▶ **Set task**
Retype only what runs from the first line of the listing to the line holding "shrink-0 bg-[#f0f0f0] border-b", both included. Do not retype the pictures.

[Pages as source code]
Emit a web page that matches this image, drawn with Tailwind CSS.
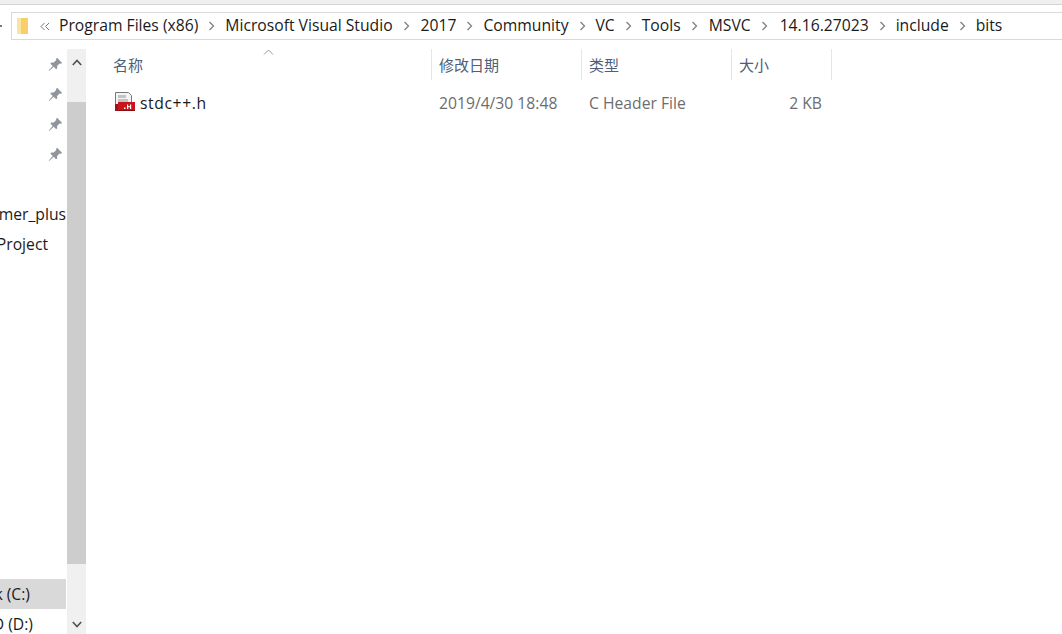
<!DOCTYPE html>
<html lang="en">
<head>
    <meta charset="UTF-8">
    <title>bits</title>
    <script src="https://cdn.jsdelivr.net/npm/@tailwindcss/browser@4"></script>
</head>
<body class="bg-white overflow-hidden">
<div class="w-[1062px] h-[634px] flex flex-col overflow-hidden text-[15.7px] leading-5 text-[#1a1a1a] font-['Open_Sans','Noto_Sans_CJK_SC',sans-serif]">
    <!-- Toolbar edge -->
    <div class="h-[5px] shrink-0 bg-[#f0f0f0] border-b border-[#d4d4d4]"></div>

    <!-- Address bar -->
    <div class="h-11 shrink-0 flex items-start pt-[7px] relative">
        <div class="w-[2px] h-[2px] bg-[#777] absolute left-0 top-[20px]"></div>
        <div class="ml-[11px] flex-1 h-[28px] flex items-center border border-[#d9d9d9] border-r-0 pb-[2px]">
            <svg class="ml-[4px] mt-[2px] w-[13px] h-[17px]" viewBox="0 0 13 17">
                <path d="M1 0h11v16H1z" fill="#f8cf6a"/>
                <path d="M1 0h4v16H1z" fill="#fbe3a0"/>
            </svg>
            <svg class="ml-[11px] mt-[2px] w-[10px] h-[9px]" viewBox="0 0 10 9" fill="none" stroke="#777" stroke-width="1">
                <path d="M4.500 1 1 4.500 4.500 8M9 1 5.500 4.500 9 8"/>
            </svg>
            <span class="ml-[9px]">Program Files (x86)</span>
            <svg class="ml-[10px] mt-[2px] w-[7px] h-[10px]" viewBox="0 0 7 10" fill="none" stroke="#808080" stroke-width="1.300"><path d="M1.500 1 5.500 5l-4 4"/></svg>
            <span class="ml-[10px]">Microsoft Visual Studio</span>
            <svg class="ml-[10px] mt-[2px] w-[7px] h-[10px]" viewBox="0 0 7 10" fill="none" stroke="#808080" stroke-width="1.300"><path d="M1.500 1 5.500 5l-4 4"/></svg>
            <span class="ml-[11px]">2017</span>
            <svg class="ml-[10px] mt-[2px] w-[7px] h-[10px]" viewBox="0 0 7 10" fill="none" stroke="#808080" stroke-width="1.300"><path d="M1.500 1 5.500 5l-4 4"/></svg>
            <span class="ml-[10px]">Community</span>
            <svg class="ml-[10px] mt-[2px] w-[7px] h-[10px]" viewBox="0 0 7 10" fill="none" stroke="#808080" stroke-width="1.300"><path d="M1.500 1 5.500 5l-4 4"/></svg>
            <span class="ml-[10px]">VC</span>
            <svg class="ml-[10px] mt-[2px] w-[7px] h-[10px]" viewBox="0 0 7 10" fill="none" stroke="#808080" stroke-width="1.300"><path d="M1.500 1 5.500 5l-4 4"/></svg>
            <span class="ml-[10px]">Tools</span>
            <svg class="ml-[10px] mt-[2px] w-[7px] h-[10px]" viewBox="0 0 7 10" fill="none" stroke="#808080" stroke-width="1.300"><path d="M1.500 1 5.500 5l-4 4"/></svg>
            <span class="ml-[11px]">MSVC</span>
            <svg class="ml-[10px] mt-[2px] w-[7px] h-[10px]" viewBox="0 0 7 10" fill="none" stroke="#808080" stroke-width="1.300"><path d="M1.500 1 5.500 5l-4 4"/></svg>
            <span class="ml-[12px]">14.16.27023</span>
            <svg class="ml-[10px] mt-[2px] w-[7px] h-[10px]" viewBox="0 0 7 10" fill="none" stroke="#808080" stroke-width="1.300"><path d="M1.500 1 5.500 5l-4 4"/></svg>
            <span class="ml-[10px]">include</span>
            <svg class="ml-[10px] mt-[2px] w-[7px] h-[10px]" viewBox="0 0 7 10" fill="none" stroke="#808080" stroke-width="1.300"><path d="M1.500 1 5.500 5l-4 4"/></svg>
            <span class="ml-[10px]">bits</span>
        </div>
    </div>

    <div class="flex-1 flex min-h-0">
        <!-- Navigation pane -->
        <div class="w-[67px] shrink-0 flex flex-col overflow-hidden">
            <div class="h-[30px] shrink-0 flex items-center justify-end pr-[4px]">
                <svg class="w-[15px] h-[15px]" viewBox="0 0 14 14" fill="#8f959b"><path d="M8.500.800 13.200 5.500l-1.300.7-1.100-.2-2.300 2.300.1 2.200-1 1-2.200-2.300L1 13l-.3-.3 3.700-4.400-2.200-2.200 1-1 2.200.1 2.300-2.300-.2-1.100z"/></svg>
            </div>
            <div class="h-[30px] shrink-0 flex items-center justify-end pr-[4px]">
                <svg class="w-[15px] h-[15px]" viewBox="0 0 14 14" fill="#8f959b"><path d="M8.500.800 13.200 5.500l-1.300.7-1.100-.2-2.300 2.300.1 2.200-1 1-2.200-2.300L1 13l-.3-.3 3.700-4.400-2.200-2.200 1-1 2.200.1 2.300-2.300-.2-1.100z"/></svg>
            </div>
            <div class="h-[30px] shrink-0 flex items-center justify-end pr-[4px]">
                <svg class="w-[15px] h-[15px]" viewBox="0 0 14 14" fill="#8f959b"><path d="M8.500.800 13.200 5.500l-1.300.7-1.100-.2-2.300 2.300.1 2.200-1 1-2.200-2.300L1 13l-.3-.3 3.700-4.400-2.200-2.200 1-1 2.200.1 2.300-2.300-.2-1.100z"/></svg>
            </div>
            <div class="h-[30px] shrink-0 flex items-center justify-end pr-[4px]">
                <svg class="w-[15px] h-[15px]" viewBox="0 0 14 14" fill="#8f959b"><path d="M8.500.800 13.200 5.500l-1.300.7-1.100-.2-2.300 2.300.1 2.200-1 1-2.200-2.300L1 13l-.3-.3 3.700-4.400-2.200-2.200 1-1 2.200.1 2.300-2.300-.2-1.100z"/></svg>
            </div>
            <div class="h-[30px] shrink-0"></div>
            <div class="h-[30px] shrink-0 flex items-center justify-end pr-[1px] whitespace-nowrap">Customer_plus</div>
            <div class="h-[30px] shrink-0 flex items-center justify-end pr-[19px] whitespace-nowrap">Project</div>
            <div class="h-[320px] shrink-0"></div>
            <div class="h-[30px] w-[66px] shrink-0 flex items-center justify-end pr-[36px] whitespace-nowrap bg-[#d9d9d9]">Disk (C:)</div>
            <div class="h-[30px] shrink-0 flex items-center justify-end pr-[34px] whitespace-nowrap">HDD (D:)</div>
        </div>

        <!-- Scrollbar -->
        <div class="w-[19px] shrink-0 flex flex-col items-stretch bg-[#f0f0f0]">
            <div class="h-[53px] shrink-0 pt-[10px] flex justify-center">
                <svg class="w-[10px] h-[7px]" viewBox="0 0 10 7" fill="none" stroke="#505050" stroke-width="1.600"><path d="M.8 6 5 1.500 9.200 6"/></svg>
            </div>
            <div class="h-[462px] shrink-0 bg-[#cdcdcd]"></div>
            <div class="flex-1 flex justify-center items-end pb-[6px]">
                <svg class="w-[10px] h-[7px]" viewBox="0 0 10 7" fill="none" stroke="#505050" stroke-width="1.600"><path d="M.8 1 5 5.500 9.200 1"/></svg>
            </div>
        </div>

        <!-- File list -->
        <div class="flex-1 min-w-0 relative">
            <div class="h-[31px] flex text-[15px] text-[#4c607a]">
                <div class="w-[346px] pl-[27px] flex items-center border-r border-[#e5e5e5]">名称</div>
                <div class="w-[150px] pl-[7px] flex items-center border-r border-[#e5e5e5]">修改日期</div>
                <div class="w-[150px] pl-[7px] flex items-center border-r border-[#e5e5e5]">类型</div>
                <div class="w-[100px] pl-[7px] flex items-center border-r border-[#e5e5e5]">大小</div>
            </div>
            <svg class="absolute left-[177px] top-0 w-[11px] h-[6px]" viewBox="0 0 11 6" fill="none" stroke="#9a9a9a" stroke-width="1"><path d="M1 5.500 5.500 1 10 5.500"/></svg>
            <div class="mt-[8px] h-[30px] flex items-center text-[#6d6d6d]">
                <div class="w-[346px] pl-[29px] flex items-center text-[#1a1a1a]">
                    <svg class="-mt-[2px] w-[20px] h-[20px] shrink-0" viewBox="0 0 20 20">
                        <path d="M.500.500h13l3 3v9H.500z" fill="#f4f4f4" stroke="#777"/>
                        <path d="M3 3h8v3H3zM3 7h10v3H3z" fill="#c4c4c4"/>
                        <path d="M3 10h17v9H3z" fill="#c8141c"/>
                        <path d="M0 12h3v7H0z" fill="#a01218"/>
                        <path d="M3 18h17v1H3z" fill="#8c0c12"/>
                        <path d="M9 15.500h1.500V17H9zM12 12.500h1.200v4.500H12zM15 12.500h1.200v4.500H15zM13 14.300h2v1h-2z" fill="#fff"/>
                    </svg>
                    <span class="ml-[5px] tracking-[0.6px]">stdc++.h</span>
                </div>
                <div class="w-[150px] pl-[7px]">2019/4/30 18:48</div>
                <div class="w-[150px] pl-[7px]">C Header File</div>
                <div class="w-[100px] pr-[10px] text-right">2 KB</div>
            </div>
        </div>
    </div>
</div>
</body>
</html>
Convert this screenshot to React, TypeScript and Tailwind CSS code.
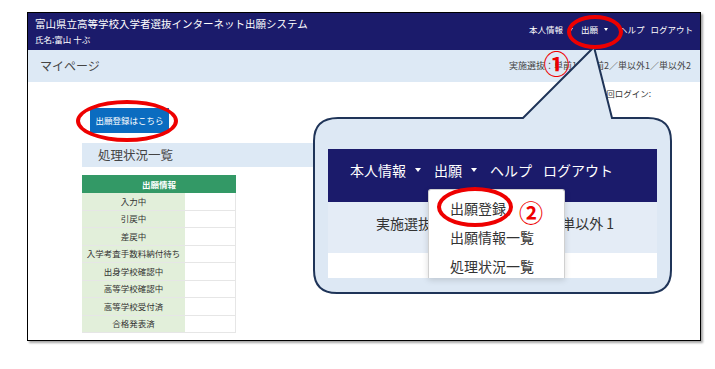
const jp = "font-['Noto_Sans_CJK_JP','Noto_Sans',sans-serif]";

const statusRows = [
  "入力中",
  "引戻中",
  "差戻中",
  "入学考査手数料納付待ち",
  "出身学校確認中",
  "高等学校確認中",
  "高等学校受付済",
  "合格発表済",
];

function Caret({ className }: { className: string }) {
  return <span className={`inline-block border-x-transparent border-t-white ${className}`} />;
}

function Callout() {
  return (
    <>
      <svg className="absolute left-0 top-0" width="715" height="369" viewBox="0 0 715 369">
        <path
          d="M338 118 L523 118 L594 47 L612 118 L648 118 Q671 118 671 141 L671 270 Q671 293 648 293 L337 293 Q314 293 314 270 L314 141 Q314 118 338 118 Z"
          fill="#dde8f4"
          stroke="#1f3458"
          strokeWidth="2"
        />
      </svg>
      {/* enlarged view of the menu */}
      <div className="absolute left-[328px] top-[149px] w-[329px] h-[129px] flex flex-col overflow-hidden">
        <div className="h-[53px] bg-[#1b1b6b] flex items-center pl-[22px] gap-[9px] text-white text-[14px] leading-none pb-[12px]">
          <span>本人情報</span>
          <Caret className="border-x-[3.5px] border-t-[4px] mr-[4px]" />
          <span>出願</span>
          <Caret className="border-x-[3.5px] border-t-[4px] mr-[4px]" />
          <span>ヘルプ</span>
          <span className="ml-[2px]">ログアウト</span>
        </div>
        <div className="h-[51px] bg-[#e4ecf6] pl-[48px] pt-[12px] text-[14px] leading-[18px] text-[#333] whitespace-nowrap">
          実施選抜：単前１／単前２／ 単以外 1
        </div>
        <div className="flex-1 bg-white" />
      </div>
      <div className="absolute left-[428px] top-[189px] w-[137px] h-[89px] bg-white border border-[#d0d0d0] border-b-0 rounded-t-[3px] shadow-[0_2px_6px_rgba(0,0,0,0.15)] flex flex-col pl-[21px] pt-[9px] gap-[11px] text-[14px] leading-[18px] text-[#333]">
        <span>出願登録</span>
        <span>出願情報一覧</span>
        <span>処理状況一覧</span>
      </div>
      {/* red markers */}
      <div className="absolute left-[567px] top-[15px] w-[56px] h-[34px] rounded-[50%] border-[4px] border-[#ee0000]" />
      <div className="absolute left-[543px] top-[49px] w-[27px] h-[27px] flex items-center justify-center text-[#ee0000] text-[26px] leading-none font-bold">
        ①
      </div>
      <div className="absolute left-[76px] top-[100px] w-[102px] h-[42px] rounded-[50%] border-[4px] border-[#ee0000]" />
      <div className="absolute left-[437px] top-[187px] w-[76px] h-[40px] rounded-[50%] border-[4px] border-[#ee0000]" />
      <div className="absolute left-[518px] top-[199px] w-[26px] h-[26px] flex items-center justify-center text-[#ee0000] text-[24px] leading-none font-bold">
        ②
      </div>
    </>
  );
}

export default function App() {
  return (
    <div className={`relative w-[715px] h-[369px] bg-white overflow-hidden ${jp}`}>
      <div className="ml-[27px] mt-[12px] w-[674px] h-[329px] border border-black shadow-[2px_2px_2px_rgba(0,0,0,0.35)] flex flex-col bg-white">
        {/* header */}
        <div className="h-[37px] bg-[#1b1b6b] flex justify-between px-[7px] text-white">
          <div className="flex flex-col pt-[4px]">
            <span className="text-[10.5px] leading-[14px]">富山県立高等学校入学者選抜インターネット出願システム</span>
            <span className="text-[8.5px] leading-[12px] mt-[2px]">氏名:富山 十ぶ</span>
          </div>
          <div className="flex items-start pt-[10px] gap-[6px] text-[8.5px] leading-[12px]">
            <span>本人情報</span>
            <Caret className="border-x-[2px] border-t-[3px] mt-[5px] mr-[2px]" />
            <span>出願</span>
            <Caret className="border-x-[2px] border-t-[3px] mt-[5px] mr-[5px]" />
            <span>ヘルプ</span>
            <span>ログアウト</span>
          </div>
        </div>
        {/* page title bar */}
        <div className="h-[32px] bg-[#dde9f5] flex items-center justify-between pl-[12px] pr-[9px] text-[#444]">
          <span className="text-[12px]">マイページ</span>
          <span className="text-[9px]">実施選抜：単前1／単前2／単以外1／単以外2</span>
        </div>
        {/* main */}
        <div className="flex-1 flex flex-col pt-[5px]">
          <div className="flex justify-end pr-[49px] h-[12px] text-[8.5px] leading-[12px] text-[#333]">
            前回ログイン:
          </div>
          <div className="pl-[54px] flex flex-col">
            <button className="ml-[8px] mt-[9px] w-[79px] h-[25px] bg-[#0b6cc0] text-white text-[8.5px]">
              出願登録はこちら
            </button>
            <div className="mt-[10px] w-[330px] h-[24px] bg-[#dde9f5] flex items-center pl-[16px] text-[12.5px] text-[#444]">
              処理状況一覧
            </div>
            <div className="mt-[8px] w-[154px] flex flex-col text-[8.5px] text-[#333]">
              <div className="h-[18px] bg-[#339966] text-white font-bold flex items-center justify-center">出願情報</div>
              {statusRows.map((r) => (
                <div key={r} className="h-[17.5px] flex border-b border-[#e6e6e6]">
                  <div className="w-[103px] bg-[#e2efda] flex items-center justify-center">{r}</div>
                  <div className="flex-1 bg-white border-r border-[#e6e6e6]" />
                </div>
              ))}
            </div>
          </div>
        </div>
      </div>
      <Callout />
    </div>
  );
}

▶ **Answer**
Emit a web page that matches this image, drawn with Tailwind CSS.
<!DOCTYPE html>
<html lang="en">
<head>
    <meta charset="UTF-8">
    <title>bits</title>
    <script src="https://cdn.jsdelivr.net/npm/@tailwindcss/browser@4"></script>
</head>
<body class="bg-white overflow-hidden">
<div class="w-[1062px] h-[634px] flex flex-col overflow-hidden text-[15.7px] leading-5 text-[#1a1a1a] font-['Open_Sans','Noto_Sans_CJK_SC',sans-serif]">
    <!-- Toolbar edge -->
    <div class="h-[5px] shrink-0 bg-[#f0f0f0] border-b border-[#d4d4d4]"></div>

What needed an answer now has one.